◆ Exercise objective
In the material below, find all lines with the string "styles" and copy them.

◆ Supplied records
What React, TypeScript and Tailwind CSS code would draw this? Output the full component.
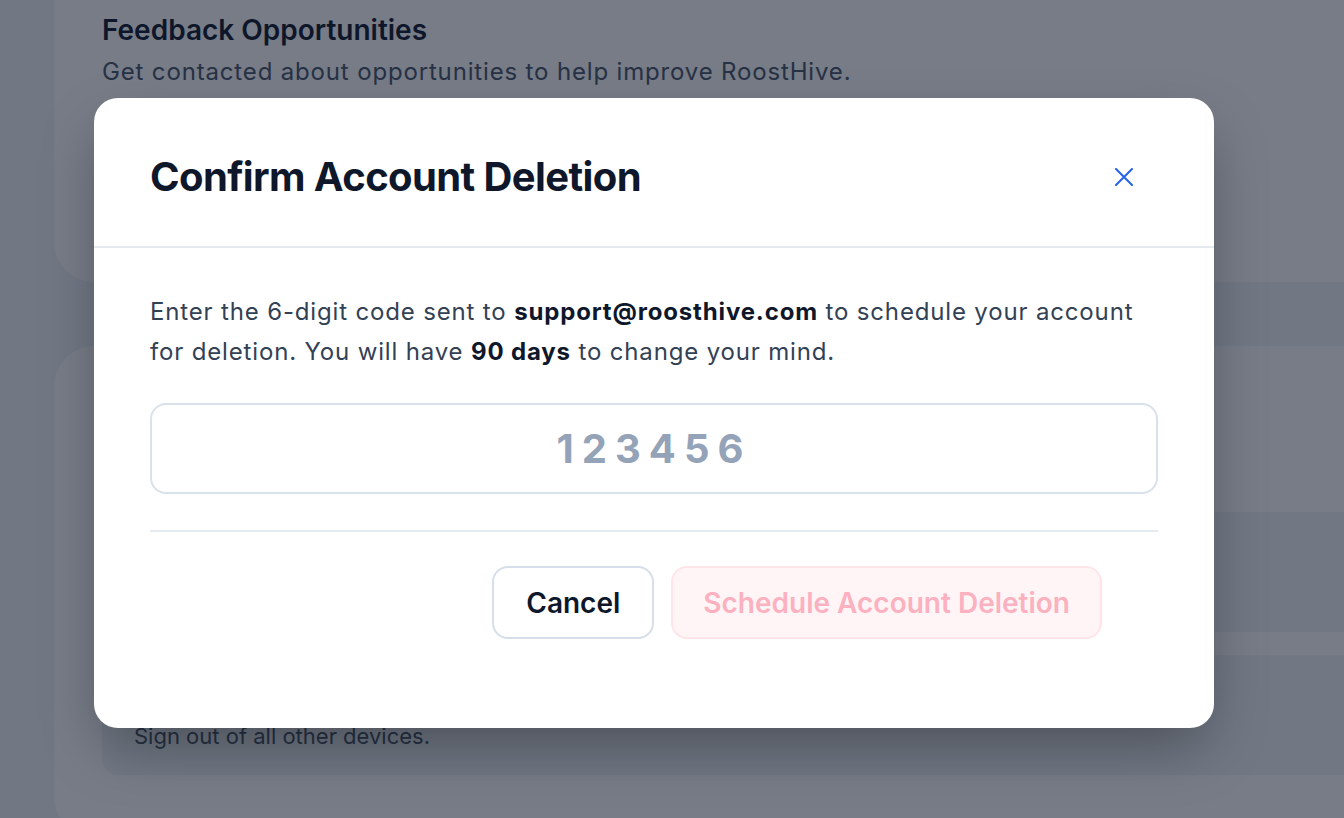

---

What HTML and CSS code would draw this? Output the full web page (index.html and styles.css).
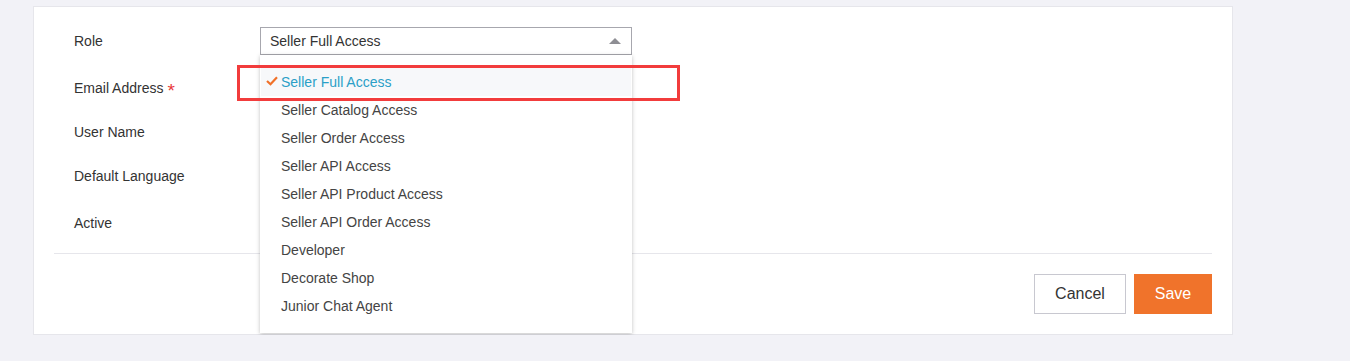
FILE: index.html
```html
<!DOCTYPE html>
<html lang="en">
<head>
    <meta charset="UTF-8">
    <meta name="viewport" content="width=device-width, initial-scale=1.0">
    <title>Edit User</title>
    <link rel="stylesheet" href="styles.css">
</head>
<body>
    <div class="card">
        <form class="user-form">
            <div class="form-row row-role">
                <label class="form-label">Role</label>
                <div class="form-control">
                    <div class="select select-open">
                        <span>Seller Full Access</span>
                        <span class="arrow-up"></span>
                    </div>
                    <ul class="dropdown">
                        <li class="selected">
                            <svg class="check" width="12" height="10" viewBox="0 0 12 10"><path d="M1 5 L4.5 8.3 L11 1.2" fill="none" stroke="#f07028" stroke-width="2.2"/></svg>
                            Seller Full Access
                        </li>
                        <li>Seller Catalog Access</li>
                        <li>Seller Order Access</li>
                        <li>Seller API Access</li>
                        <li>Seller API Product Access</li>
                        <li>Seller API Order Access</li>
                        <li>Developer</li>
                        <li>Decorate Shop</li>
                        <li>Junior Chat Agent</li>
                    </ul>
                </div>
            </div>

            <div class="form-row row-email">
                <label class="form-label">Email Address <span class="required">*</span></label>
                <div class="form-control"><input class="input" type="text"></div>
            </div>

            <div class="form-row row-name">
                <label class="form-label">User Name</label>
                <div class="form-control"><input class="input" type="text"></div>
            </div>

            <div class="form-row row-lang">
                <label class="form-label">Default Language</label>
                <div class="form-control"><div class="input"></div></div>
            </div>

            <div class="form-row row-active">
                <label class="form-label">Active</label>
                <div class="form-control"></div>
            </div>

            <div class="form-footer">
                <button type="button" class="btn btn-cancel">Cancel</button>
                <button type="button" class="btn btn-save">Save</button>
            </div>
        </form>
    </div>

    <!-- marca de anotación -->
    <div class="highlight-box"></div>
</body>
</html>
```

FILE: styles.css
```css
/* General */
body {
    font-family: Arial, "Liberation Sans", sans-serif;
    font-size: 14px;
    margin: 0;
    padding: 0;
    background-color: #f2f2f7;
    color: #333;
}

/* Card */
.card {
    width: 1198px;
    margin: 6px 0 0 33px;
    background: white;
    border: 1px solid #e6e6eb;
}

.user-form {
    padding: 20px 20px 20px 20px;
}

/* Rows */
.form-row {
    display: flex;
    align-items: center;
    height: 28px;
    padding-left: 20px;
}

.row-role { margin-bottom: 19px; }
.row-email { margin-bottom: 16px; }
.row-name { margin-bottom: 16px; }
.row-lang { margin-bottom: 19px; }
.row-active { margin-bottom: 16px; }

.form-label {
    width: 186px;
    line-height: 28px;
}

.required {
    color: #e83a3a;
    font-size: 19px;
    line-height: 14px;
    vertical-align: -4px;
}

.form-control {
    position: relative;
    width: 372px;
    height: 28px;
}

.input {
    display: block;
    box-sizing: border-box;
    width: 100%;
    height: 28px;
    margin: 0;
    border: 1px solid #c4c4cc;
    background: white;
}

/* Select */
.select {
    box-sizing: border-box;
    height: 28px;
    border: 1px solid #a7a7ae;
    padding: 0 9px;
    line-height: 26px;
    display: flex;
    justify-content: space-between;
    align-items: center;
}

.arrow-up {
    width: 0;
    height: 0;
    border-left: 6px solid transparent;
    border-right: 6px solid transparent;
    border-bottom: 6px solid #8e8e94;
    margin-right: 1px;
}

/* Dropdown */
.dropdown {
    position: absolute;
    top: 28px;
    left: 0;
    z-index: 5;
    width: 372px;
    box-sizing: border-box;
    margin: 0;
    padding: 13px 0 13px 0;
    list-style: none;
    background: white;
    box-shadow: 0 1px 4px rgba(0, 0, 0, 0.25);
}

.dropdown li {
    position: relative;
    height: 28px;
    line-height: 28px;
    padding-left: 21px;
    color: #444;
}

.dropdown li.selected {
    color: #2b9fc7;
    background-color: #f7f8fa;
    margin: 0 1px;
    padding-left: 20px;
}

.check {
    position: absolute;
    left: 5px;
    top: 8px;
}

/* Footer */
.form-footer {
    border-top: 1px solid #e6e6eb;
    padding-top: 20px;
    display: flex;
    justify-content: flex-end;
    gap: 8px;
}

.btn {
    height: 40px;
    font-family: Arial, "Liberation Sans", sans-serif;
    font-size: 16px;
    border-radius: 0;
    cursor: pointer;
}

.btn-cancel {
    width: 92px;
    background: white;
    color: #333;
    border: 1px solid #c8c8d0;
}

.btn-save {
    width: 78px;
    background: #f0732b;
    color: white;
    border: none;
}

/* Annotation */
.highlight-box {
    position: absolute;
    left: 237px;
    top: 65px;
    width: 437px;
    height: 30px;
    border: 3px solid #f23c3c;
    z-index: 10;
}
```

◆ Result for this task
What HTML and CSS code would draw this? Output the full web page (index.html and styles.css).
    <link rel="stylesheet" href="styles.css">
FILE: styles.css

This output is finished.